Even a little help can mean a lot in mitochondrial disorders, says DiMauro, a neurologist. "Patients can be sick when they have 85 percent mutant mitochondria in a given tissue but, if they have 80 percent, they may be much, much better and may not show symptoms. So, if you can change the proportions even slightly, you may do the patient a lot of good."

Schon, a molecular biologist, is working on developing the first animal models of mitochondrial encephalomyopathies, in which treatment strategies can be tested.


BONE MARROW CELLS CAN MAKE NEW MUSCLE

Cells that originate in bone marrow and circulate in blood can travel to damaged muscle and repair it, say scientists in Italy who published their findings in the March 6 issue of the journal Science. Their work is based in part on findings by Arnold Caplan of Case Western Reserve University in Cleveland. In 1996, Caplan, with MDA funding, identified bone-marrow-derived stem cells that are apparently capable of forming muscle when needed to do so.

The findings of the Italian group have at least three possible therapeutic implications, says Caplan, a biologist who directs the Skeletal Research Center at Case Western Reserve. First, he says, people with muscular dystrophy might benefit from receiving donated bone marrow cells from close relatives who don't have any muscle disorder. Such cells would carry a full complement of muscle protein genes, including those lacking in someone with muscular dystrophy. This type of strategy is already being tried in children with a genetic bone disorder, Caplan notes.

Caplan says another possibility to pursue is using a patient's own bone marrow cells, engineered to carry a new gene, to compensate for any abnormal gene leading to muscular dystrophy. For example, children with Duchenne muscular dystrophy could have bone marrow cells extracted (normally done from the hip bone, using a large needle), engineered to carry a dystrophin gene in the laboratory, and then reinserted. Bone marrow cells can be reinserted by injecting them into the bloodstream; they don't have to be reinjected into bone.

A third possibility, and perhaps the most practical for the near future, would be to increase production of bone marrow cells that can become muscle without changing their genetic makeup. Since boys with Duchenne generally walk until they're at least 7 or 8 years old, many researchers have speculated that, until this age, muscle regeneration outpaces degeneration despite the presence of an abnormal dystrophin gene. (A similar process probably occurs in other forms of muscular dystrophy, where the onset of severe weakness sometimes arrives after childhood, despite an abnormal gene's presence since birth.)

If it were possible to increase muscle regeneration, even if the genetic defect remained in place, you might significantly tip the balance toward muscle strength and preservation instead of muscle destruction and weakness, Caplan says.

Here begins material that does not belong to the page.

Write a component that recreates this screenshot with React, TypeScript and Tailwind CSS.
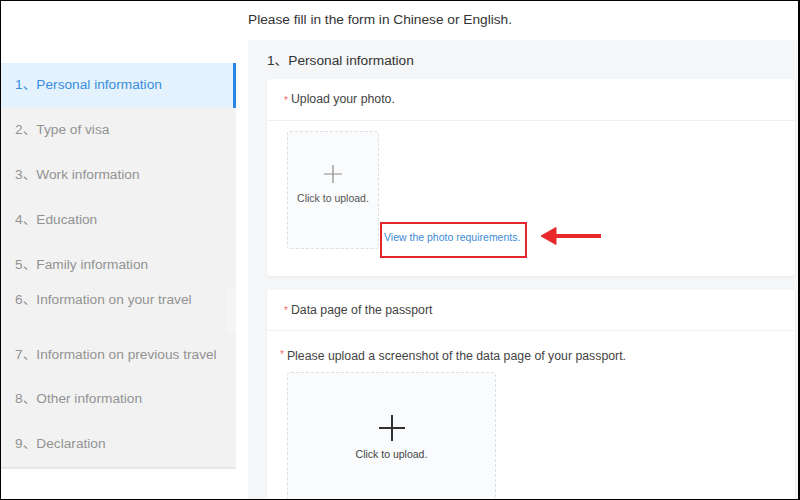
import React from "react";

const items = [
  "Personal information",
  "Type of visa",
  "Work information",
  "Education",
  "Family information",
  "Information on your travel",
  "Information on previous travel",
  "Other information",
  "Declaration",
];

function Star() {
  return <span className="text-[#f26a6a] text-[10px] leading-none align-top mr-[3px] relative top-[1px]">*</span>;
}

export default function App() {
  return (
    <div className="w-[800px] h-[500px] box-border border border-black border-r-2 overflow-hidden flex bg-white font-['Liberation_Sans','Noto_Sans_CJK_SC',Arial,sans-serif]">
      {/* Sidebar */}
      <div className="w-[235px] shrink-0 pt-[62px]">
        <div className="bg-[#f2f2f2] border-b-2 border-[#e6e6e6]">
          {items.map((t, i) => {
            const active = i === 0;
            const top = i === 5;
            return (
              <div
                key={t}
                className={
                  "h-[44.9px] flex text-[13.7px] " +
                  (active
                    ? "bg-[#e4f2fd] text-[#3a8de0] border-r-[3px] border-[#2b86e2] items-center"
                    : top
                    ? "text-[#929292] items-start"
                    : "text-[#929292] items-center")
                }
              >
                <span className={"pl-[14px] flex-1 " + (top ? "pt-[3px]" : "")}>
                  {i + 1}、{t}
                </span>
                {top && <span className="w-[9px] self-stretch bg-[#f5f5f5]" />}
              </div>
            );
          })}
        </div>
      </div>

      {/* Main */}
      <div className="flex-1 ml-[12px] flex flex-col">
        <div className="h-[39px] shrink-0 flex items-center text-[13.7px] text-[#333333]">
          Please fill in the form in Chinese or English.
        </div>
        <div className="flex-1 bg-[#f5f6f8] pl-[19px] pr-[3px]">
          <div className="h-[39px] pt-[3px] flex items-center text-[13.7px] text-[#333333]">1、Personal information</div>

          {/* Card 1 */}
          <div className="h-[197px] bg-white rounded-[3px] shadow-[0_1px_3px_rgba(0,0,0,0.05)] flex flex-col">
            <div className="h-[42px] shrink-0 border-b border-[#f0f0f0] pl-[17px] flex items-center text-[12.3px] text-[#444444]">
              <Star />
              Upload your photo.
            </div>
            <div className="flex items-start pt-[10px] pl-[20px]">
              <div className="w-[92px] h-[118px] shrink-0 rounded-[3px] border border-dashed border-[#dcdfe6] bg-[#fafbfc] flex flex-col items-center pt-[33px]">
                <svg width="18" height="18" viewBox="0 0 18 18">
                  <path d="M9 0V18M0 9H18" stroke="#8a8a8a" strokeWidth="1.2" fill="none" />
                </svg>
                <div className="mt-[9px] text-[10.5px] leading-[12px] text-[#555555]">Click to upload.</div>
              </div>
              <div className="ml-[1px] mt-[91px] w-[147px] h-[36px] shrink-0 border-2 border-[#e3262c] flex items-center pl-[2px] pb-[4px]">
                <span className="text-[10.5px] text-[#3d8ad6]">View the photo requirements.</span>
              </div>
              <svg className="ml-[14px] mt-[96px] shrink-0" width="60" height="18" viewBox="0 0 60 18">
                <path d="M0 9 L15 0.5 L15 17.5 Z" fill="#e8292b" stroke="#e8292b" strokeWidth="1" strokeLinejoin="round" />
                <rect x="14" y="7" width="46" height="4" fill="#e8292b" />
              </svg>
            </div>
          </div>

          {/* Card 2 */}
          <div className="mt-[14px] h-[240px] bg-white rounded-[3px] shadow-[0_1px_3px_rgba(0,0,0,0.05)] flex flex-col">
            <div className="h-[41px] shrink-0 border-b border-[#f0f0f0] pl-[17px] flex items-center text-[12.3px] text-[#444444]">
              <Star />
              Data page of the passport
            </div>
            <div className="pt-[18px] pl-[13px]">
              <div className="text-[12.3px] leading-[14px] text-[#444444]">
                <Star />
                Please upload a screenshot of the data page of your passport.
              </div>
              <div className="ml-[7px] mt-[9px] w-[209px] h-[140px] rounded-[4px] border border-dashed border-[#dcdfe6] bg-[#fafbfc] flex flex-col items-center pt-[42px]">
                <svg width="26" height="26" viewBox="0 0 26 26">
                  <path d="M13 0V26M0 13H26" stroke="#333333" strokeWidth="2" fill="none" />
                </svg>
                <div className="mt-[7px] text-[10.5px] leading-[12px] text-[#444444]">Click to upload.</div>
              </div>
            </div>
          </div>
        </div>
      </div>
    </div>
  );
}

STUDY ON MYOTONIC DYSTROPHY OPEN AT ROCHESTER

Neurologist and MDA research grantee Richard Moxley at the University of Rochester (N.Y.) Medical Center is doing a study on the causes of the metabolic abnormalities and muscle wasting seen in myotonic muscular dystrophy (MMD). The study will compare findings in people with myotonic dystrophy to findings in three other groups -- people with other neuromuscular disorders, people with insulin resistance and people without any disorders. The researchers hope to identify specific alterations in body function that could eventually lead to new therapies.

They're looking for participants with myotonic muscular dystrophy, facio-scapulohumeral muscular dystrophy, Charcot-Marie-Tooth disease, or insulin resistance, and without any disorder. Participants must be between 21 and 60 years old, must not be obese and must be able to walk.

The study requires three inpatient stays at the University of Rochester General Clinical Research Center. The first stay is five days, and the second and third are each three days.